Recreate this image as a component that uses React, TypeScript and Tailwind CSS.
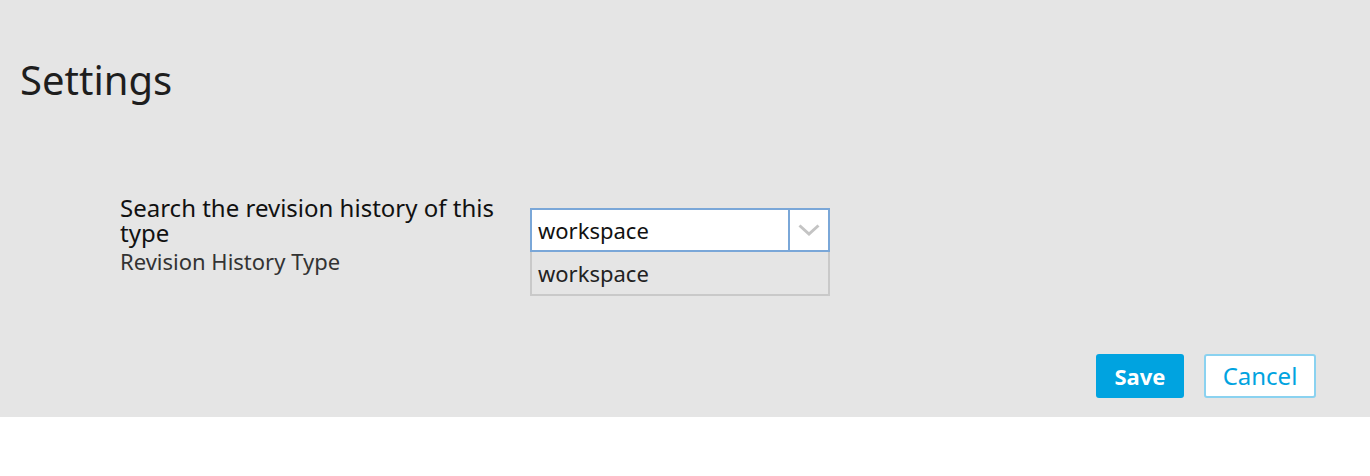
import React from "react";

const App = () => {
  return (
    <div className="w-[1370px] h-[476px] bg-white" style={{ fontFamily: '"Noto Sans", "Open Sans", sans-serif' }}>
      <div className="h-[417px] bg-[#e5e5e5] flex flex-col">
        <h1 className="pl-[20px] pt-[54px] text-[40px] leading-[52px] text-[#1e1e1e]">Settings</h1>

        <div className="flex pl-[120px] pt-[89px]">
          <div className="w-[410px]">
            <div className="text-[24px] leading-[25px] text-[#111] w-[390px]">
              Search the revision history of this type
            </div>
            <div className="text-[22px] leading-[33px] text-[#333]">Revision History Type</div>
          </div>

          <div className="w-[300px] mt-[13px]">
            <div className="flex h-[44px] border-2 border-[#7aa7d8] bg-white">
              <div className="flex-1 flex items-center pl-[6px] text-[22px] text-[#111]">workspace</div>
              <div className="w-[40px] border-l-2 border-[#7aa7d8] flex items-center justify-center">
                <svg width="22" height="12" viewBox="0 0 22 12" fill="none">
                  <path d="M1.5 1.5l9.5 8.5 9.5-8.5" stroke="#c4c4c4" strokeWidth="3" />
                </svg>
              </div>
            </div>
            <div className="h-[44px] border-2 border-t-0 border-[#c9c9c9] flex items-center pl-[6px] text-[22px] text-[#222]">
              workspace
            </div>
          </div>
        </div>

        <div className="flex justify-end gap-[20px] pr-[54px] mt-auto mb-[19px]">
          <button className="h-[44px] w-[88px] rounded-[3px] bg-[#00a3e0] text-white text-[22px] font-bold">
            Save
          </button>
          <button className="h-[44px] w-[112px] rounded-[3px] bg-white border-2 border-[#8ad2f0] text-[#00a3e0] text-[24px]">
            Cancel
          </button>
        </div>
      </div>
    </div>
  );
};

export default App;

_ _ _

- **INSTRUCTIONS FOR THE TASK**
Restate the material word for word from its first line through the line containing "import React from", both included; the pictures do not belong in it.

- **COMPLETED EXERCISE**
Recreate this image as a component that uses React, TypeScript and Tailwind CSS.
import React from "react";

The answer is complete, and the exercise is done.